— Your objective —
Begin with the first line of the material and write out each line exactly, ending with the line that contains "import React from". Pictures are not part of the copy.

— Provided material —
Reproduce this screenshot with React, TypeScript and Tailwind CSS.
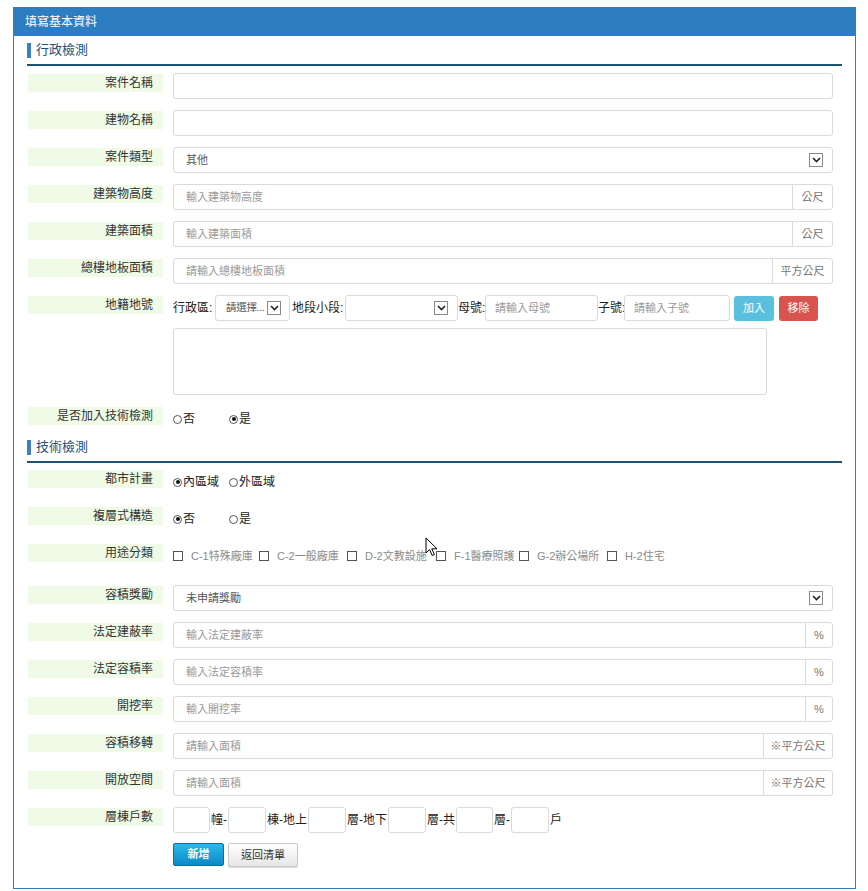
import React from "react";

function Chevron() {
  return (
    <span className="flex h-[14px] w-[14px] shrink-0 items-center justify-center border border-[#8a8a8a] bg-white">
      <svg width="9" height="6" viewBox="0 0 9 6">
        <path d="M1 1l3.5 3.5L8 1" fill="none" stroke="#222" strokeWidth="1.6" />
      </svg>
    </span>
  );
}

function Label({ text }: { text: string }) {
  return (
    <div className="mt-px h-[18px] w-[135px] shrink-0 bg-[#effbe7] pr-[10px] text-right text-[12px] leading-[18px] text-[#333]">
      {text}
    </div>
  );
}

function Row({
  label,
  children,
  className = "mb-[11px]",
}: {
  label: string;
  children: React.ReactNode;
  className?: string;
}) {
  return (
    <div className={`flex items-start gap-[10px] pl-px pr-[9px] ${className}`}>
      <Label text={label} />
      <div className="min-w-0 flex-1">{children}</div>
    </div>
  );
}

function TextField({ placeholder, addon, addonW }: { placeholder?: string; addon?: string; addonW?: string }) {
  return (
    <div className="flex h-[26px] overflow-hidden rounded-[3px] border border-[#dadada] bg-white">
      <input
        className="min-w-0 flex-1 bg-transparent pl-[12px] text-[11px] text-[#555] outline-none placeholder:text-[#9a9a9a]"
        placeholder={placeholder}
      />
      {addon && (
        <span className={`flex shrink-0 items-center justify-center border-l border-[#dadada] text-[11px] text-[#777] ${addonW}`}>
          {addon}
        </span>
      )}
    </div>
  );
}

function SelectBox({ value, className = "" }: { value: string; className?: string }) {
  return (
    <div className={`flex h-[26px] items-center rounded-[3px] border border-[#dadada] bg-white pl-[12px] pr-[9px] ${className}`}>
      <span className="min-w-0 flex-1 whitespace-nowrap text-[11px] text-[#555]">{value}</span>
      <Chevron />
    </div>
  );
}

function Radio({ label, checked, className = "" }: { label: string; checked?: boolean; className?: string }) {
  return (
    <span className={`flex items-center ${className}`}>
      <span className="flex h-[9px] w-[9px] items-center justify-center rounded-full border border-[#555] bg-white">
        {checked && <span className="h-[4px] w-[4px] rounded-full bg-[#111]" />}
      </span>
      <span className="ml-px text-[12px] text-[#222]">{label}</span>
    </span>
  );
}

function Check({ label, className }: { label: string; className: string }) {
  return (
    <span className={`flex items-center ${className}`}>
      <span className="h-[10px] w-[10px] border border-[#555] bg-white" />
      <span className="ml-[8px] whitespace-nowrap text-[11px] text-[#8a8a8a]">{label}</span>
    </span>
  );
}

function SectionTitle({ text, className }: { text: string; className: string }) {
  return (
    <div className={`flex items-center border-b-2 border-[#1d5275] pb-[5px] ${className}`}>
      <span className="h-[15px] w-[4px] bg-[#3c80c2]" />
      <span className="ml-[5px] text-[13px] leading-[18px] text-[#24507a]">{text}</span>
    </div>
  );
}

function Small({ w }: { w: string }) {
  return <input className={`h-[26px] rounded-[3px] border border-[#dadada] bg-white outline-none ${w}`} />;
}

export default function App() {
  return (
    <div className="relative min-h-[891px] bg-white pt-[7px] font-['Liberation_Sans','Noto_Sans_CJK_TC',sans-serif]">
      <div className="ml-[13px] w-[843px] border border-[#2d7dc3] bg-white">
        <div className="flex h-[28px] items-center bg-[#2d7dc3] pl-[11px] text-[12px] text-white">填寫基本資料</div>
        <div className="px-[13px] pb-[21px]">
          <SectionTitle text="行政檢測" className="mb-[7px] pt-[5px]" />

          <Row label="案件名稱">
            <TextField />
          </Row>
          <Row label="建物名稱">
            <TextField />
          </Row>
          <Row label="案件類型">
            <SelectBox value="其他" />
          </Row>
          <Row label="建築物高度">
            <TextField placeholder="輸入建築物高度" addon="公尺" addonW="w-[40px]" />
          </Row>
          <Row label="建築面積">
            <TextField placeholder="輸入建築面積" addon="公尺" addonW="w-[40px]" />
          </Row>
          <Row label="總樓地板面積">
            <TextField placeholder="請輸入總樓地板面積" addon="平方公尺" addonW="w-[60px]" />
          </Row>
          <Row label="地籍地號">
            <div className="flex h-[26px] items-center text-[12px] text-[#222]">
              <span className="w-[42px] whitespace-nowrap">行政區:</span>
              <div className="flex h-[26px] w-[75px] items-center rounded-[3px] border border-[#dadada] bg-white pl-[10px] pr-[8px]">
                <span className="min-w-0 flex-1 whitespace-nowrap text-[10.5px] tracking-[-0.3px] text-[#555]">請選擇...</span>
                <Chevron />
              </div>
              <span className="w-[55px] whitespace-nowrap pl-[2px]">地段小段:</span>
              <SelectBox value="" className="w-[113px]" />
              <span className="w-[27px] whitespace-nowrap">母號:</span>
              <input
                className="h-[26px] w-[113px] rounded-[3px] border border-[#dadada] pl-[9px] text-[11px] outline-none placeholder:text-[#9a9a9a]"
                placeholder="請輸入母號"
              />
              <span className="w-[26px] whitespace-nowrap">子號:</span>
              <input
                className="h-[26px] w-[106px] rounded-[3px] border border-[#dadada] pl-[9px] text-[11px] outline-none placeholder:text-[#9a9a9a]"
                placeholder="請輸入子號"
              />
              <button className="ml-[4px] h-[25px] w-[40px] rounded-[3px] bg-[#5bc0de] text-[11px] text-white">加入</button>
              <button className="ml-[5px] h-[25px] w-[39px] rounded-[3px] bg-[#d9534f] text-[11px] text-white">移除</button>
            </div>
            <textarea className="mt-[7px] block h-[67px] w-[594px] resize-none rounded-[3px] border border-[#dadada] outline-none" />
          </Row>
          <Row label="是否加入技術檢測" className="mb-[6px]">
            <div className="flex h-[26px] items-center">
              <Radio label="否" className="w-[56px]" />
              <Radio label="是" checked />
            </div>
          </Row>

          <SectionTitle text="技術檢測" className="mb-[6px]" />

          <Row label="都市計畫">
            <div className="flex h-[26px] items-center">
              <Radio label="內區域" checked className="w-[56px]" />
              <Radio label="外區域" />
            </div>
          </Row>
          <Row label="複層式構造">
            <div className="flex h-[26px] items-center">
              <Radio label="否" checked className="w-[56px]" />
              <Radio label="是" />
            </div>
          </Row>
          <Row label="用途分類" className="mb-[16px]">
            <div className="flex h-[26px] items-center">
              <Check label="C-1特殊廠庫" className="w-[86px]" />
              <Check label="C-2一般廠庫" className="w-[88px]" />
              <Check label="D-2文教設施" className="w-[89px]" />
              <Check label="F-1醫療照護" className="w-[83px]" />
              <Check label="G-2辦公場所" className="w-[88px]" />
              <Check label="H-2住宅" className="w-[60px]" />
            </div>
          </Row>
          <Row label="容積獎勵">
            <SelectBox value="未申請獎勵" />
          </Row>
          <Row label="法定建蔽率">
            <TextField placeholder="輸入法定建蔽率" addon="%" addonW="w-[27px]" />
          </Row>
          <Row label="法定容積率">
            <TextField placeholder="輸入法定容積率" addon="%" addonW="w-[27px]" />
          </Row>
          <Row label="開挖率">
            <TextField placeholder="輸入開挖率" addon="%" addonW="w-[27px]" />
          </Row>
          <Row label="容積移轉">
            <TextField placeholder="請輸入面積" addon="※平方公尺" addonW="w-[69px]" />
          </Row>
          <Row label="開放空間">
            <TextField placeholder="請輸入面積" addon="※平方公尺" addonW="w-[69px]" />
          </Row>
          <Row label="層棟戶數" className="mb-[10px]">
            <div className="flex h-[26px] items-center text-[12px] text-[#222]">
              <Small w="w-[37px]" />
              <span className="px-px">幢-</span>
              <Small w="w-[38px]" />
              <span className="px-px">棟-地上</span>
              <Small w="w-[38px]" />
              <span className="px-px">層-地下</span>
              <Small w="w-[38px]" />
              <span className="px-px">層-共</span>
              <Small w="w-[37px]" />
              <span className="px-px">層-</span>
              <Small w="w-[38px]" />
              <span className="px-px">戶</span>
            </div>
          </Row>
          <div className="flex pl-[146px]">
            <button className="h-[23px] w-[51px] rounded-[2px] border border-[#0a6fa3] bg-linear-to-b from-[#2bb9ee] to-[#0b89c5] text-[11px] font-bold text-white">
              新增
            </button>
            <button className="ml-[4px] h-[24px] w-[70px] rounded-[2px] border border-[#c8c8c8] bg-linear-to-b from-white to-[#e6e6e6] text-[11px] text-[#333] shadow-[0_1px_1px_rgba(0,0,0,0.15)]">
              返回清單
            </button>
          </div>
        </div>
      </div>
      <svg className="absolute left-[425px] top-[537px]" width="13" height="20" viewBox="0 0 13 20">
        <path d="M1 1v15l3.6-3.4 2.6 5.9 2.2-1-2.6-5.7H12z" fill="#fff" stroke="#000" strokeWidth="1" strokeLinejoin="round" />
      </svg>
    </div>
  );
}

— Answer to the exercise —
Reproduce this screenshot with React, TypeScript and Tailwind CSS.
import React from "react";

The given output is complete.